STATED EXERCISE
Gather, from the listing beneath this task, every line holding the string "table".

GIVEN ENTRIES
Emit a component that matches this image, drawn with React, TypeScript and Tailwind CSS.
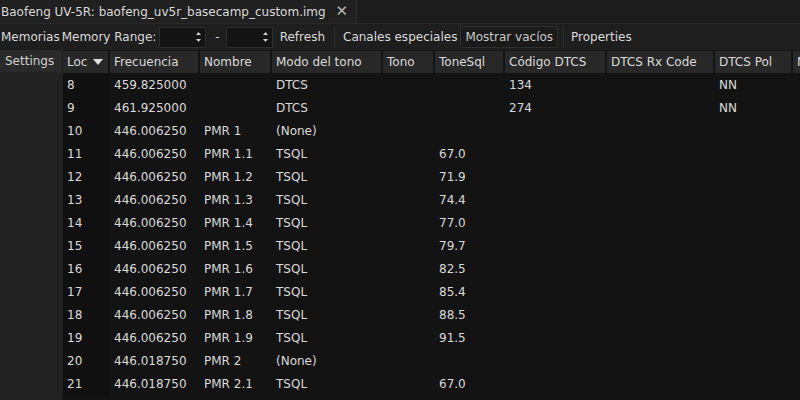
import { ReactNode } from 'react'

const COLS = [
  { label: 'Loc', w: 47 },
  { label: 'Frecuencia', w: 90 },
  { label: 'Nombre', w: 72 },
  { label: 'Modo del tono', w: 111 },
  { label: 'Tono', w: 52 },
  { label: 'ToneSql', w: 70 },
  { label: 'Código DTCS', w: 102 },
  { label: 'DTCS Rx Code', w: 108 },
  { label: 'DTCS Pol', w: 78 },
  { label: 'Modo', w: 80 },
]

const ROWS: string[][] = [
  ['8', '459.825000', '', 'DTCS', '', '', '134', '', 'NN'],
  ['9', '461.925000', '', 'DTCS', '', '', '274', '', 'NN'],
  ['10', '446.006250', 'PMR 1', '(None)', '', '', '', '', ''],
  ['11', '446.006250', 'PMR 1.1', 'TSQL', '', '67.0', '', '', ''],
  ['12', '446.006250', 'PMR 1.2', 'TSQL', '', '71.9', '', '', ''],
  ['13', '446.006250', 'PMR 1.3', 'TSQL', '', '74.4', '', '', ''],
  ['14', '446.006250', 'PMR 1.4', 'TSQL', '', '77.0', '', '', ''],
  ['15', '446.006250', 'PMR 1.5', 'TSQL', '', '79.7', '', '', ''],
  ['16', '446.006250', 'PMR 1.6', 'TSQL', '', '82.5', '', '', ''],
  ['17', '446.006250', 'PMR 1.7', 'TSQL', '', '85.4', '', '', ''],
  ['18', '446.006250', 'PMR 1.8', 'TSQL', '', '88.5', '', '', ''],
  ['19', '446.006250', 'PMR 1.9', 'TSQL', '', '91.5', '', '', ''],
  ['20', '446.018750', 'PMR 2', '(None)', '', '', '', '', ''],
  ['21', '446.018750', 'PMR 2.1', 'TSQL', '', '67.0', '', '', ''],
]

function SpinBox() {
  return (
    <div className="flex h-[21px] w-[47px] items-center justify-end border border-[#2e2e2e] bg-[#141414] pr-[3px]">
      <svg width="7" height="14" viewBox="0 0 7 14">
        <path d="M3.5 2 L6 5 L1 5 Z" fill="#d0d0d0" />
        <path d="M3.5 12 L6 9 L1 9 Z" fill="#d0d0d0" />
      </svg>
    </div>
  )
}

function Sep() {
  return <div className="mx-[4px] h-[22px] w-px bg-[#2c2c2c]" />
}

function Cell({ w, children, dark }: { w: number; children?: ReactNode; dark?: boolean }) {
  return (
    <div
      className={`flex h-[23px] shrink-0 items-center px-[4px] ${dark ? 'bg-[#101010]' : ''}`}
      style={{ width: w }}
    >
      {children}
    </div>
  )
}

export default function App() {
  return (
    <div
      className="flex h-[400px] w-[800px] flex-col overflow-hidden bg-[#1e1e1e] text-[12px] text-[#dadada]"
      style={{ fontFamily: '"DejaVu Sans", sans-serif' }}
    >
      {/* tab bar */}
      <div className="flex h-[24px] border-b border-[#2a2a2a] bg-[#1c1c1c]">
        <div className="flex w-[357px] items-center gap-[10px] border-r border-[#2e2e2e] bg-[#202020] pl-[1px]">
          <span className="whitespace-nowrap">Baofeng UV-5R: baofeng_uv5r_basecamp_custom.img</span>
          <span className="text-[15px] leading-none text-[#b8b8b8]">✕</span>
        </div>
      </div>

      {/* toolbar */}
      <div className="flex h-[26px] items-center bg-[#1e1e1e] pl-[1px]">
        <span>Memorias</span>
        <span className="ml-[2px]">Memory Range:</span>
        <div className="ml-[3px]">
          <SpinBox />
        </div>
        <span className="ml-[9px] mr-[6px]">-</span>
        <SpinBox />
        <span className="ml-[7px]">Refresh</span>
        <div className="ml-[5px]">
          <Sep />
        </div>
        <span className="ml-[4px]">Canales especiales</span>
        <div className="ml-[3px] flex h-[22px] items-center rounded-[2px] border border-[#2e2e2e] bg-[#1a1a1a] px-[4px] text-[#c8c8c8]">
          Mostrar vacíos
        </div>
        <div className="ml-[1px]">
          <Sep />
        </div>
        <span className="ml-[3px]">Properties</span>
      </div>

      {/* body */}
      <div className="flex min-h-0 flex-1">
        <div className="flex w-[62px] shrink-0 flex-col bg-[#222222]">
          <div className="flex h-[22px] items-center bg-[#2a2a2a] pl-[5px] text-[#d0d0d0]">Settings</div>
        </div>
        <div className="ml-px flex min-w-0 flex-1 flex-col overflow-hidden bg-[#131313] pt-[1px]">
          <div className="flex h-[22px] gap-[2px] bg-[#131313]">
            {COLS.map((c, i) => (
              <div
                key={c.label}
                className="flex h-[22px] shrink-0 items-center gap-[6px] overflow-hidden whitespace-nowrap bg-[#282828] pl-[4px]"
                style={{ width: c.w - 2 }}
              >
                {c.label}
                {i === 0 && (
                  <svg width="10" height="6" viewBox="0 0 10 6">
                    <path d="M0 0 L10 0 L5 6 Z" fill="#e0e0e0" />
                  </svg>
                )}
              </div>
            ))}
          </div>
          <div className="flex flex-col">
            {ROWS.map((r) => (
              <div key={r[0]} className="flex whitespace-nowrap">
                {COLS.slice(0, 9).map((c, i) => (
                  <Cell key={i} w={c.w} dark={i === 0}>
                    {r[i]}
                  </Cell>
                ))}
              </div>
            ))}
          </div>
        </div>
      </div>
    </div>
  )
}
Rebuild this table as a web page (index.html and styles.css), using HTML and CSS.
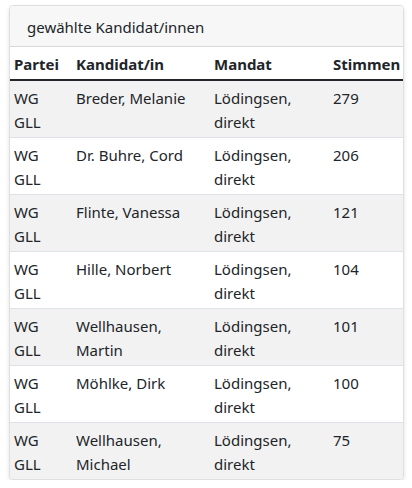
FILE: index.html
```html
<!DOCTYPE html>
<html lang="de">

<head>
    <meta charset="UTF-8">
    <meta name="viewport" content="width=device-width, initial-scale=1.0">
    <title>gewählte Kandidat/innen</title>
    <link rel="stylesheet" href="styles.css">
</head>

<body>
    <div class="card">
        <div class="card-header">gewählte Kandidat/innen</div>
        <table class="results">
            <colgroup>
                <col class="col-partei">
                <col class="col-name">
                <col class="col-mandat">
                <col class="col-stimmen">
            </colgroup>
            <thead>
                <tr>
                    <th>Partei</th>
                    <th>Kandidat/in</th>
                    <th>Mandat</th>
                    <th>Stimmen</th>
                </tr>
            </thead>
            <tbody>
                <tr>
                    <td>WG GLL</td>
                    <td>Breder, Melanie</td>
                    <td>Lödingsen, direkt</td>
                    <td>279</td>
                </tr>
                <tr>
                    <td>WG GLL</td>
                    <td>Dr. Buhre, Cord</td>
                    <td>Lödingsen, direkt</td>
                    <td>206</td>
                </tr>
                <tr>
                    <td>WG GLL</td>
                    <td>Flinte, Vanessa</td>
                    <td>Lödingsen, direkt</td>
                    <td>121</td>
                </tr>
                <tr>
                    <td>WG GLL</td>
                    <td>Hille, Norbert</td>
                    <td>Lödingsen, direkt</td>
                    <td>104</td>
                </tr>
                <tr>
                    <td>WG GLL</td>
                    <td>Wellhausen, Martin</td>
                    <td>Lödingsen, direkt</td>
                    <td>101</td>
                </tr>
                <tr>
                    <td>WG GLL</td>
                    <td>Möhlke, Dirk</td>
                    <td>Lödingsen, direkt</td>
                    <td>100</td>
                </tr>
                <tr>
                    <td>WG GLL</td>
                    <td>Wellhausen, Michael</td>
                    <td>Lödingsen, direkt</td>
                    <td>75</td>
                </tr>
            </tbody>
        </table>
    </div>
</body>

</html>
```

FILE: styles.css
```css
* {
    box-sizing: border-box;
}

body {
    margin: 0;
    padding: 5px 8px 0 9px;
    background: #fff;
    color: #212529;
    font-family: "Noto Sans", Lato, sans-serif;
    font-size: 15px;
    line-height: 24px;
}

.card {
    width: 395px;
    border: 1px solid rgba(0, 0, 0, .125);
    border-radius: 4px;
    overflow: hidden;
    box-shadow: 0 2px 4px rgba(0, 0, 0, .12);
}

.card-header {
    padding: 9px 17px 7px 17px;
    background-color: #f7f7f7;
    border-bottom: 1px solid rgba(0, 0, 0, .125);
}

.results {
    width: 100%;
    border-collapse: collapse;
    table-layout: fixed;
}

.col-partei {
    width: 62px;
}

.col-name {
    width: 138px;
}

.col-mandat {
    width: 119px;
}

.results th,
.results td {
    padding: 5px 4px 3px;
    text-align: left;
    vertical-align: top;
}

.results th {
    font-weight: 700;
    border-bottom: 2px solid #212529;
}

.results td {
    border-top: 1px solid #dee2e6;
}

.results tbody tr:first-child td {
    border-top: 0;
}

.results tbody tr:nth-child(odd) {
    background-color: #f2f2f2;
}
```
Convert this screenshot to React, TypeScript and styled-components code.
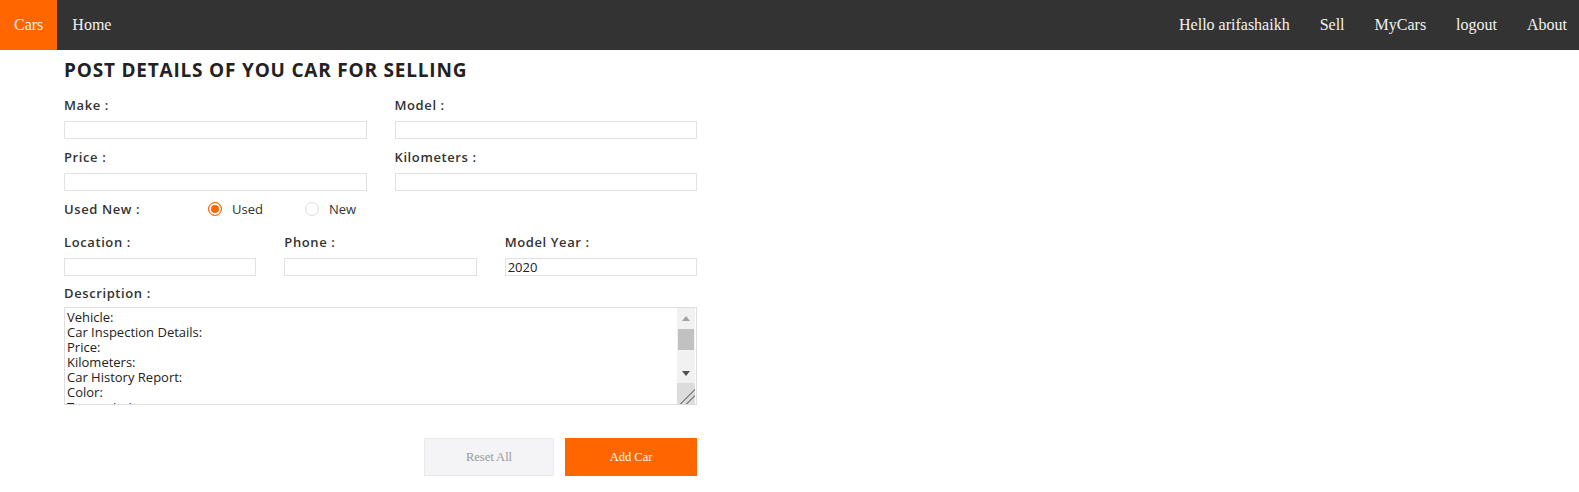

RESULT OF THIS TASK
Rebuild this table as a web page (index.html and styles.css), using HTML and CSS.
        <table class="results">
        </table>
    table-layout: fixed;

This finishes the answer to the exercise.